The above YAML is the default Kratix Amazon RDS Promise, which you can start with and customise over time as your platform requirements grow. You can find the full Promise on GitHub.
Adopt a product mindset
Yes, you are a startup with a product. But if you want your platform to succeed as you scale, you should treat it as a product too. That means shifting from a project mindset (“let’s build this tool and check the boxes”) to a product mindset (“who are our users inside the organisation, what do they really need, how will we measure whether this is valuable?”).
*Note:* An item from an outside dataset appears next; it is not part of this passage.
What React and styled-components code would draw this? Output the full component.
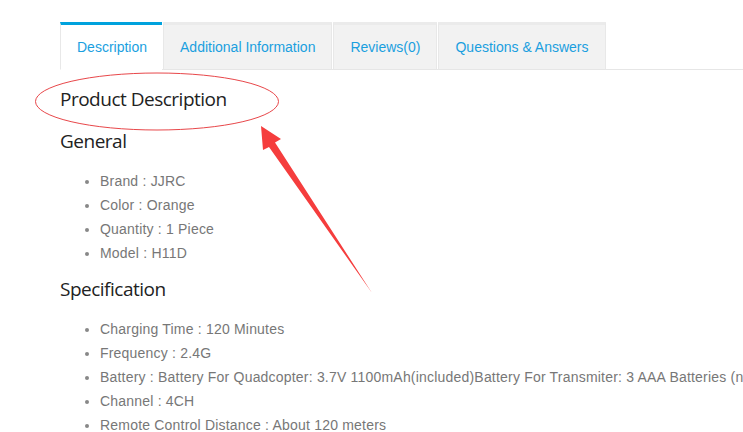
import React from "react";
import styled, { createGlobalStyle } from "styled-components";

const Global = createGlobalStyle`
  html, body { margin: 0; padding: 0; background: #fff; overflow: hidden; }
  body { width: 743px; height: 432px; }
`;

const Page = styled.div`
  position: relative;
  box-sizing: border-box;
  width: 743px;
  height: 432px;
  overflow: hidden;
  padding: 22px 0 0 60px;
  font-family: "Liberation Sans", Arial, sans-serif;
  white-space: nowrap;
`;

const TabBar = styled.div`
  display: flex;
  border-bottom: 1px solid #e6e6e6;
`;

const Tab = styled.div`
  box-sizing: border-box;
  height: 48px;
  padding: 0 ${(p) => (p.$active ? 15 : 16)}px 0 16px;
  display: flex;
  align-items: center;
  font-size: 14px;
  color: #1a9fdf;
  margin-bottom: -1px;
  margin-right: 1px;
  background: ${(p) => (p.$active ? "#fff" : "#f2f2f2")};
  border: 1px solid #e8e8e8;
  border-top: 3px solid ${(p) => (p.$active ? "#00a2dd" : "#ebebeb")};
  border-bottom: 1px solid ${(p) => (p.$active ? "#fff" : "#e6e6e6")};
  border-right: ${(p) => (p.$active ? "none" : "1px solid #e8e8e8")};
`;

const Content = styled.div`
  padding-top: 15px;
`;

const Heading = styled.h3`
  margin: ${(p) => p.$mt || 0}px 0 0 0;
  font-family: "Open Sans", sans-serif;
  font-weight: 400;
  font-size: 19px;
  letter-spacing: -0.5px;
  line-height: 28px;
  color: #222;
`;

const List = styled.ul`
  margin: 14px 0 0 0;
  padding-left: 40px;
  list-style: disc;
  color: #777;
  font-size: 14px;
  letter-spacing: 0.2px;
  line-height: 24px;
  li::marker { color: #888; font-size: 13px; }
`;

const Overlay = styled.svg`
  position: absolute;
  left: 0;
  top: 0;
  pointer-events: none;
`;

const tabs = ["Description", "Additional Information", "Reviews(0)", "Questions & Answers"];

export default function App() {
  return (
    <>
      <Global />
      <Page>
        <TabBar>
          {tabs.map((t, i) => (
            <Tab key={t} $active={i === 0}>{t}</Tab>
          ))}
        </TabBar>
        <Content>
          <Heading>Product Description</Heading>
          <Heading $mt={14}>General</Heading>
          <List>
            <li>Brand : JJRC</li>
            <li>Color : Orange</li>
            <li>Quantity : 1 Piece</li>
            <li>Model : H11D</li>
          </List>
          <Heading $mt={10}>Specification</Heading>
          <List>
            <li>Charging Time : 120 Minutes</li>
            <li>Frequency : 2.4G</li>
            <li>Battery : Battery For Quadcopter: 3.7V 1100mAh(included)Battery For Transmiter: 3 AAA Batteries (not included)</li>
            <li>Channel : 4CH</li>
            <li>Remote Control Distance : About 120 meters</li>
          </List>
        </Content>
        <Overlay width="743" height="432" viewBox="0 0 743 432">
          <ellipse cx="157" cy="101.5" rx="121.5" ry="28.5" fill="none" stroke="#e8474a" strokeWidth="1" />
          <polygon
            points="261,126 281,139 275,142.5 372,293 269,147 263,150"
            fill="#f53d3d"
          />
        </Overlay>
      </Page>
    </>
  );
}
At first, this may not make sense, given the time and expertise investment. But if you stop at “we built X pipeline” or “we added Y portal”, you risk building something that “works today” but fails to deliver outcomes tomorrow.
By doing all this, you start small but are ready to scale whenever necessary.
What enterprises can teach startups
Enterprises often move slowly, but they’ve got one advantage: they've had to build for longevity. Things like lifecycle management, versioning, and governance may not be glamorous, but they keep systems alive when complexity arises.
Startups can borrow that discipline early, not to slow down, but to make speed sustainable.
At the same time, startups offer what enterprises envy: agility, experimentation, and a culture that prioritizes building. The smartest teams blend both worlds; enterprise maturity without the enterprise drag.
Borrow just enough process to stay sane, without losing the scrappiness that got you here.
When “too soon” becomes “too late”
There’s a fine line between being early and being unprepared. Build a platform too soon, and it slows you down. Wait too long, and your speed turns into chaos (brittle pipelines, tribal knowledge, and slow onboarding).
The turning point is clear: when maintaining delivery pipelines costs more than building features, it’s no longer “too soon.” It’s already too late.
Start small, plan big, and treat your platform like a product. The goal isn’t to act like an enterprise, it’s to scale without losing your startup edge.